Continuam intensos os trabalhos de resgate e atendimento às vítimas das fortes chuvas no litoral Norte do Estado de São Paulo. Além de São Sebastião, Ubatuba, Ilhabela, Caraguatatuba e Bertioga, municípios do Litoral Norte que desde o último sábado vinham sofrendo fortemente com as chuvas torrenciais, São Vicente e Praia Grande, no Litoral Sul, também entraram para a lista dos mais atingidos. 

De acordo com a última atualização oficial, divulgada na tarde desta segunda-feira, dia 20 de fevereiro, foram contabilizadas 41 vítimas fatais, sendo 40 em São Sebastião e 1 em Ubatuba, Ao menos 40 pessoas seguem desaparecidas, além de 1.730 desalojadas e 766 desabrigadas. 

De acordo com informações do CEMADEN – Centro Nacional de Monitoramento e Alerta de Desastres Naturais, o volume de chuvas acumulado no Litoral Norte de São Paulo em 24 horas atingiu a impressionante marca de 682 mm, o maior volume já registrado no Brasil. 

Para que todos tenham ideia do tamanho da catástrofe – o evento climático mais extremo registrado anteriormente em São Sebastião se deu em 2014, quando choveu o equivalente a 179 mm em 10 horas.
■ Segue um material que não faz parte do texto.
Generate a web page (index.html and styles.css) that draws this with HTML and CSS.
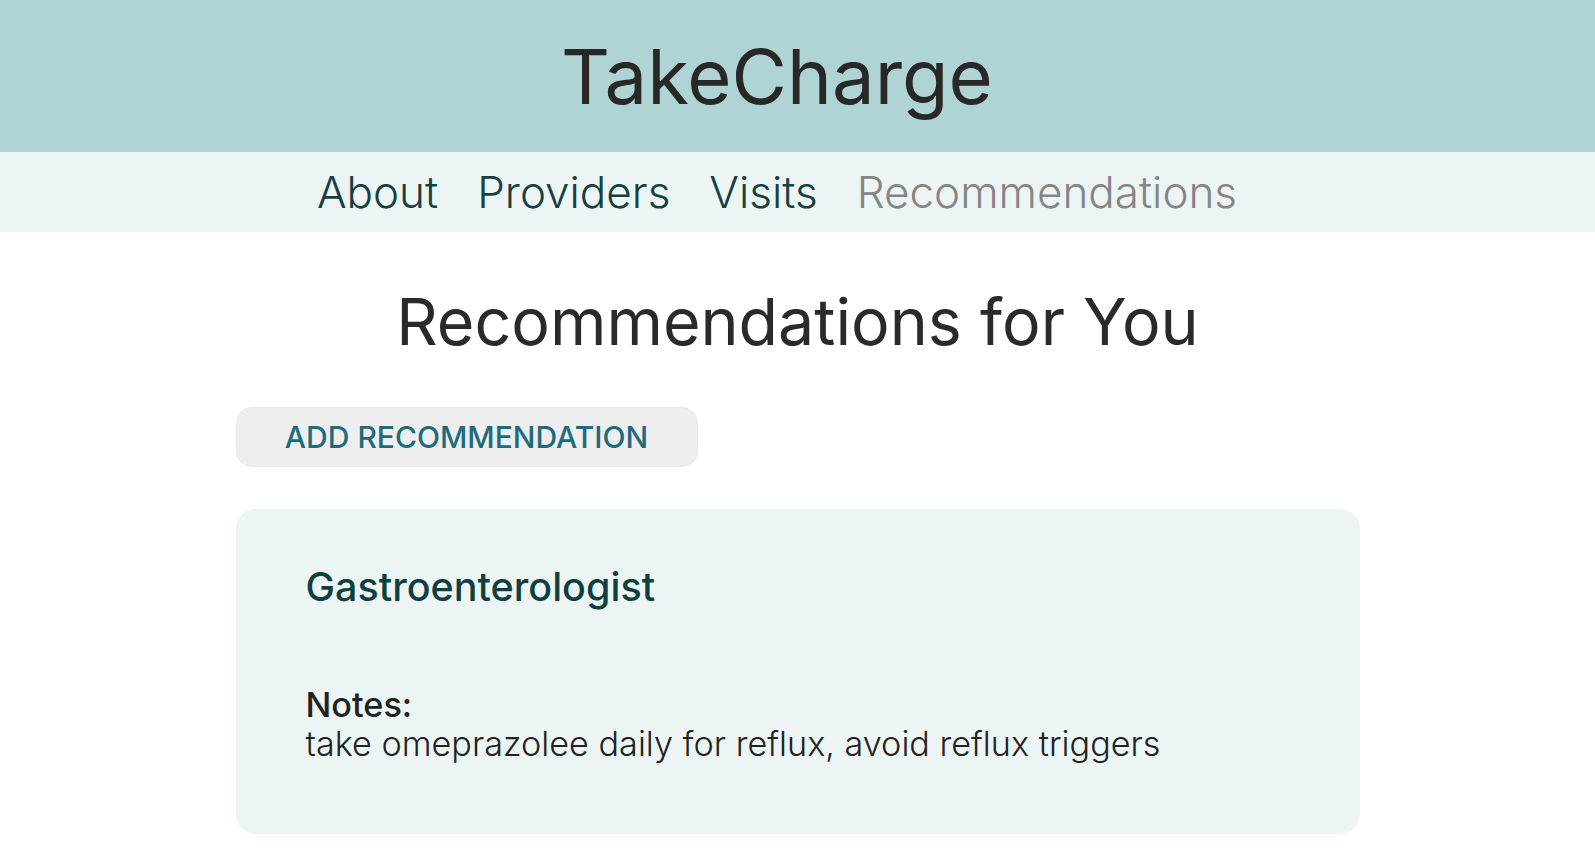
FILE: index.html
```html
<!DOCTYPE html>
<html lang="en">
<head>
<meta charset="utf-8">
<title>TakeCharge</title>
<link rel="stylesheet" href="styles.css">
</head>
<body>
<header class="site-header">
  <h1 class="brand">TakeCharge</h1>
</header>
<nav class="site-nav">
  <a class="nav-link" href="#">About</a>
  <a class="nav-link" href="#">Providers</a>
  <a class="nav-link" href="#">Visits</a>
  <a class="nav-link active" href="#">Recommendations</a>
</nav>
<main class="content">
  <h2 class="page-title">Recommendations for You</h2>
  <div class="actions">
    <button class="add-btn" type="button">ADD RECOMMENDATION</button>
  </div>
  <section class="rec-card">
    <h3 class="rec-title">Gastroenterologist</h3>
    <div class="rec-notes">
      <div class="notes-label">Notes:</div>
      <div class="notes-text">take omeprazolee daily for reflux, avoid reflux triggers</div>
    </div>
  </section>
</main>
</body>
</html>
```

FILE: styles.css
```css
* { box-sizing: border-box; }
html, body { margin: 0; padding: 0; }
body {
  font-family: Inter, "DejaVu Sans", sans-serif;
  background: #ffffff;
  color: #2a2a2a;
}
.site-header {
  height: 152px;
  background: #b0d3d3;
  display: flex;
  align-items: center;
  justify-content: center;
  padding-right: 41px;
}
.brand {
  margin: 0;
  font-size: 76px;
  font-weight: 400;
  line-height: 1;
  color: #282828;
}
.site-nav {
  height: 80px;
  background: #edf5f4;
  display: flex;
  align-items: center;
  justify-content: center;
  gap: 39px;
  padding-right: 41px;
}
.nav-link {
  font-size: 44px;
  font-weight: 300;
  color: #163f42;
  text-decoration: none;
  line-height: 1;
}
.nav-link.active { color: #858585; }
.content {
  width: 1124px;
  margin: 0 auto;
  padding-top: 51px;
}
.page-title {
  margin: 0;
  text-align: center;
  font-size: 64.5px;
  font-weight: 400;
  line-height: 78px;
  color: #2a2a2a;
}
.actions {
  margin-top: 46px;
  display: flex;
}
.add-btn {
  width: 462px;
  height: 60px;
  border: 1px solid #e8e8e8;
  border-radius: 16px;
  background: #eeeeee;
  color: #1d6b7c;
  font-family: Inter, "DejaVu Sans", sans-serif;
  font-size: 30px;
  font-weight: 500;
  padding: 0;
}
.rec-card {
  margin-top: 42px;
  background: #edf5f4;
  border-radius: 20px;
  padding: 54px 70px 71px;
}
.rec-title {
  margin: 0;
  font-size: 39.5px;
  font-weight: 500;
  color: #0f3f40;
  line-height: 48px;
}
.rec-notes {
  margin-top: 74px;
  font-size: 34.2px;
  line-height: 39px;
  color: #222222;
}
.notes-label { font-weight: 500; }
.notes-text { font-weight: 300; }
```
Num período de 24 horas entre o último sábado, dia 18, e o domingo, dia 19, o município recebeu 640 mm de chuva, 3,5 vezes mais chuva que em 2014. 

De acordo com as medições pluviométricas do CEMADEN, feitas no mesmo período, foram registrado 680 mm de chuva em Bertioga, 388 no Guarujá, 337 mm em Ilhabela, 335 mm em Caraguatatuba, 234 mm em Santos, 203 mm em Praia Grande e 186 mm em São Vicente. 

Os trabalhos de busca e de salvamento estão sendo coordenados pelo Corpo de Bombeiros da Polícia Militar do Estado de São Paulo com apoio do Exército Brasileiro. Cerca de 14 helicópteros estão sendo utilizados nas operações. Também participam dos trabalhos funcionários públicos e membros da Defesa Civil das Prefeituras, além de milhares de voluntários. 

Lamentavelmente, essa nova tragédia está expondo mais uma vez os graves problemas criados pela falta de políticas de construção de moradias populares. As áreas mais fortemente atingidas foram justamente as encostas de morros, ocupadas irregularmente por populações de baixa renda. 

Essa é uma realidade já tratada em diversas postagens aqui do blog e que faz parte das paisagens de inúmeras cidades brasileiras. Encostas de morros, áreas de várzea e margens de rio são, na imensa maioria dos casos, as áreas urbanas que apresentam os menores preços de terrenos. Em grande parte dos casos trata-se de áreas públicas que simplesmente foram invadidas. 

Pela sua própria natureza, essas áreas deveriam ser mantidas em condições naturais, Encostas de morro, mesmo quando cobertas pela vegetação nativa, estão sujeitas a deslizamentos em períodos de fortes chuvas. Quando eu era adolescente e costumava acampar no trecho da Serra do Mar que fica no extremo sul da cidade de São Paulo, lembro de ter encontrado vários deslizamentos de encostas em áreas de mata fechada. 

O maior destes deslizamentos que encontrei ficava nas margens do rio Branco, já dentro do município litorâneo de Itanhaém. Uma faixa nua de terra descia desde uma altura de 300 metros na encosta da serra até a margem do rio, onde uma enorme massa de terra, pedras e troncos de árvore se acumulava. 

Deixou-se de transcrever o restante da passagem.